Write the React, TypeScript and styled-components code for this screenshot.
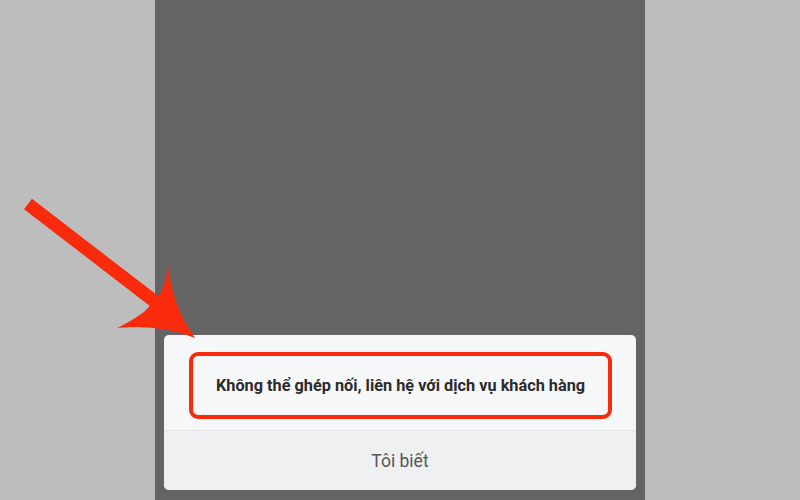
import * as React from 'react';
import styled, { createGlobalStyle } from 'styled-components';

const GlobalStyle = createGlobalStyle`
  html, body {
    margin: 0;
    padding: 0;
    background: #bdbdbd;
    font-family: Roboto, "Noto Sans", "Liberation Sans", sans-serif;
  }
  #root {
    height: 500px;
  }
`;

const App = () => {
  return <Page>
    <GlobalStyle/>
    <Phone>
      <Dialog>
        <Message>
          <Highlight>
            <MessageText>Không thể ghép nối, liên hệ với dịch vụ khách hàng</MessageText>
          </Highlight>
        </Message>
        <ActionButton>Tôi biết</ActionButton>
      </Dialog>
    </Phone>
    <Arrow viewBox="0 0 800 500" width={800} height={500}>
      <line x1={28} y1={204} x2={158} y2={304} stroke="#fa2a0c" strokeWidth={13}/>
      <path
        d="M 195 338 Q 172 306 168 265 Q 165 290 156 299 L 144 312 Q 130 322 117 328 Q 160 324 195 338 Z"
        fill="#fa2a0c"
      />
    </Arrow>
  </Page>;
};

const Page = styled.div`
  position: relative;
  height: 500px;
  width: 800px;
  display: flex;
  justify-content: center;
  overflow: hidden;
`;

const Phone = styled.div`
  width: 490px;
  height: 100%;
  background: #636463;
  display: flex;
  flex-direction: column;
  justify-content: flex-end;
  padding: 0 9px 10px;
  box-sizing: border-box;
`;

const Dialog = styled.div`
  background: #f6f7f9;
  border-radius: 5px;
  overflow: hidden;
  display: flex;
  flex-direction: column;
`;

const Message = styled.div`
  height: 96px;
  box-sizing: border-box;
  padding: 17px 24px 11px 25px;
  border-bottom: 1px solid #e2e3e5;
`;

const Highlight = styled.div`
  height: 100%;
  box-sizing: border-box;
  border: 4px solid #fa2a0c;
  border-radius: 9px;
  display: flex;
  align-items: center;
  justify-content: center;
`;

const MessageText = styled.div`
  font-size: 16.3px;
  font-weight: 700;
  color: #2b2b2b;
`;

const ActionButton = styled.div`
  height: 59px;
  background: #eff0f2;
  display: flex;
  align-items: center;
  justify-content: center;
  font-size: 17.5px;
  color: #555;
`;

const Arrow = styled.svg`
  position: absolute;
  left: 0;
  top: 0;
  pointer-events: none;
`;

export default App;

### GIVEN EXERCISE:
Reproduce the full material exactly, excluding the pictures.

### RESULT FOR THIS TASK:
Write the React, TypeScript and styled-components code for this screenshot.
import * as React from 'react';
import styled, { createGlobalStyle } from 'styled-components';

const GlobalStyle = createGlobalStyle`
  html, body {
    margin: 0;
    padding: 0;
    background: #bdbdbd;
    font-family: Roboto, "Noto Sans", "Liberation Sans", sans-serif;
  }
  #root {
    height: 500px;
  }
`;

const App = () => {
  return <Page>
    <GlobalStyle/>
    <Phone>
      <Dialog>
        <Message>
          <Highlight>
            <MessageText>Không thể ghép nối, liên hệ với dịch vụ khách hàng</MessageText>
          </Highlight>
        </Message>
        <ActionButton>Tôi biết</ActionButton>
      </Dialog>
    </Phone>
    <Arrow viewBox="0 0 800 500" width={800} height={500}>
      <line x1={28} y1={204} x2={158} y2={304} stroke="#fa2a0c" strokeWidth={13}/>
      <path
        d="M 195 338 Q 172 306 168 265 Q 165 290 156 299 L 144 312 Q 130 322 117 328 Q 160 324 195 338 Z"
        fill="#fa2a0c"
      />
    </Arrow>
  </Page>;
};

const Page = styled.div`
  position: relative;
  height: 500px;
  width: 800px;
  display: flex;
  justify-content: center;
  overflow: hidden;
`;

const Phone = styled.div`
  width: 490px;
  height: 100%;
  background: #636463;
  display: flex;
  flex-direction: column;
  justify-content: flex-end;
  padding: 0 9px 10px;
  box-sizing: border-box;
`;

const Dialog = styled.div`
  background: #f6f7f9;
  border-radius: 5px;
  overflow: hidden;
  display: flex;
  flex-direction: column;
`;

const Message = styled.div`
  height: 96px;
  box-sizing: border-box;
  padding: 17px 24px 11px 25px;
  border-bottom: 1px solid #e2e3e5;
`;

const Highlight = styled.div`
  height: 100%;
  box-sizing: border-box;
  border: 4px solid #fa2a0c;
  border-radius: 9px;
  display: flex;
  align-items: center;
  justify-content: center;
`;

const MessageText = styled.div`
  font-size: 16.3px;
  font-weight: 700;
  color: #2b2b2b;
`;

const ActionButton = styled.div`
  height: 59px;
  background: #eff0f2;
  display: flex;
  align-items: center;
  justify-content: center;
  font-size: 17.5px;
  color: #555;
`;

const Arrow = styled.svg`
  position: absolute;
  left: 0;
  top: 0;
  pointer-events: none;
`;

export default App;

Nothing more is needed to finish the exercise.